Didn’t get it done like you weren’t always ready to order, or you never traveled as much as you said you wanted to, or you put silly things ahead of your family, or you just plain stopped listening and paying attention.
A lifetime of taking what was most important at the moment and making it the exact thing you forgot to do.
Instead, lunch was taken. Instead, the preponderance of conversation turned the pages of days. Instead, plucking the overcoat of elapsed time and the top hat of yesterday’s truth off the coat rack and leaving for the evening without saying good-night or good-bye.
Get up and walk out. Slam the glass door stenciled with the names of those it was all done for behind you. The exit, if you are mighty, shakes the room enough to spill a little coffee.
But that’s about it.
This is the feeling I get when I watch the Fox World Series broadcast team of Joe Buck, Tim McCarver, Ken Rosenthal and Erin Andrews.
Buck’s own stylings portray a seemingly endless stack of void; a Kilimanjaro of cliche heaped upon the radiant landfill of the most regrettable call in all of baseball history — a call he made unique with his signature dose of bland insouciance and blind indifference to history in the fall of 1998: Mark McGwire’s chemically enhanced take down of Roger Maris’s greatest achievement and lament. A joyless and cloying spittle-fueled twenty-second journey of empty but resolute and rehearsed fandom, granite-faced supposition and abject show of ignorance in the face of disaster as McGwire tripped around the basepath tauntingly remorseful in front of the Roger Maris clan.
Though Buck has tried with every stitch and fiber to be just as richly fallow, visibly nauseated and yet determined to not embrace the game that his given him so many shallow allowances, he will never top that moment. Though he’s come close, none more ironic or consumable, as hollow condemnations go, than his derision and definition of Barry Bonds’s breaking of the McGwire’s record less than a half-decade later as nothing short of national tragedy.
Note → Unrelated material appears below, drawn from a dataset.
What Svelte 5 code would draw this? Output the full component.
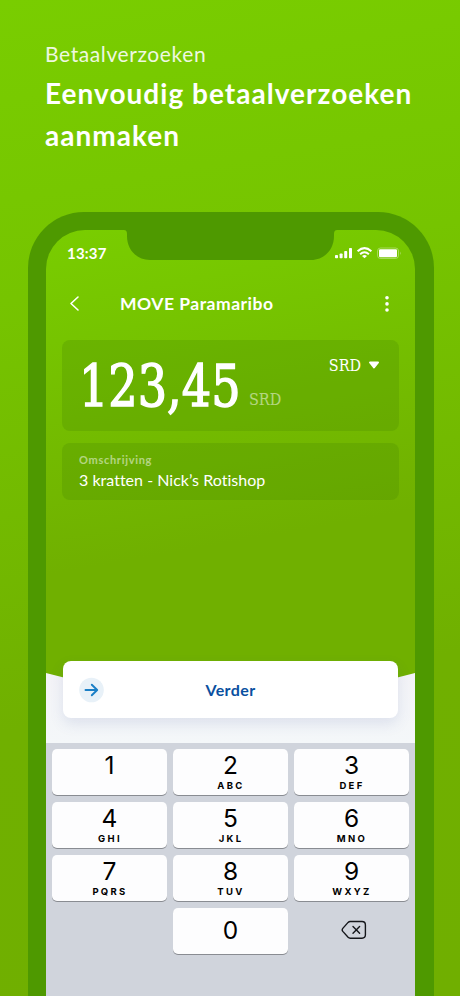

The gravity of McCarver’s truth: that a homespun Tennessean could put on a Cardinal uniform and grip a bat so tight and hold on so so well that in the 10th inning of game five of a World Series the same year LBJ entrenched his country in Vietnam and Lennon told the Evening Standard the Beatles were more popular than Jesus; in a time where time changed before him, he hit a ball farther.
More than four decades later, as technology has finally caught up, he’s forced to sit in the purgatory of a booth as if it were perched above infested waters and forcibly made to recall without remorse his world of then compared to this.
That his victory lap has come down to some intern putting one of these @ in front of his name on national TV has manifested into a cross visibly too much for him to bear.
Andrews isn’t a baseball person and she doesn’t like being cold. Baseball is the forced gave-at-the-office component of her giant blond mane’s waking life.
Rosenthal squints at the camera with a workman’s repose. He may be thinking of his fleeting moment at the Baltimore Sun. The minute he spent actually writing and staying up late and having something to say. He stares into a lens as it mechanically spins away his seconds. You see as he peers into a past of letters a man overtaken by sorrow.
In each of the four, during what now will be at least three more games, there is an occasional show of fear of whatever this is catching up.
The not-far-away look of wanting and can’t-having just a little more real now. The camera lights will click off soon enough and they can cash their checks and rest, leaving the rest of us in cars washing out our silver bullet coffee containers on the weekend and getting ready to do it again, until, we simply can’t.
At least in them, the definition of joylessless of now, we get to see what is regrettably the worst of ourselves as distorted rock-in-pond personal dance of lament on this giant floating marble.
We see what could be but what isn’t. With each monotone warble, we’re subconsciously put on notice their now can never be ours, that we don’t even watch the same game or stand on the same field.
And yet, somehow, even if they are on the monied side of the board, overcompensated, and maybe uniquely unaffected because of it, we take short pity in their inability to convince.
That small comfort, watching a plucked and pancake’d quartet struggle so mightily with whatever this reality of how now really is from the other side of the camera and lights, is payment enough.
The series is tied 1-1 and resumes in St. Louis Saturday.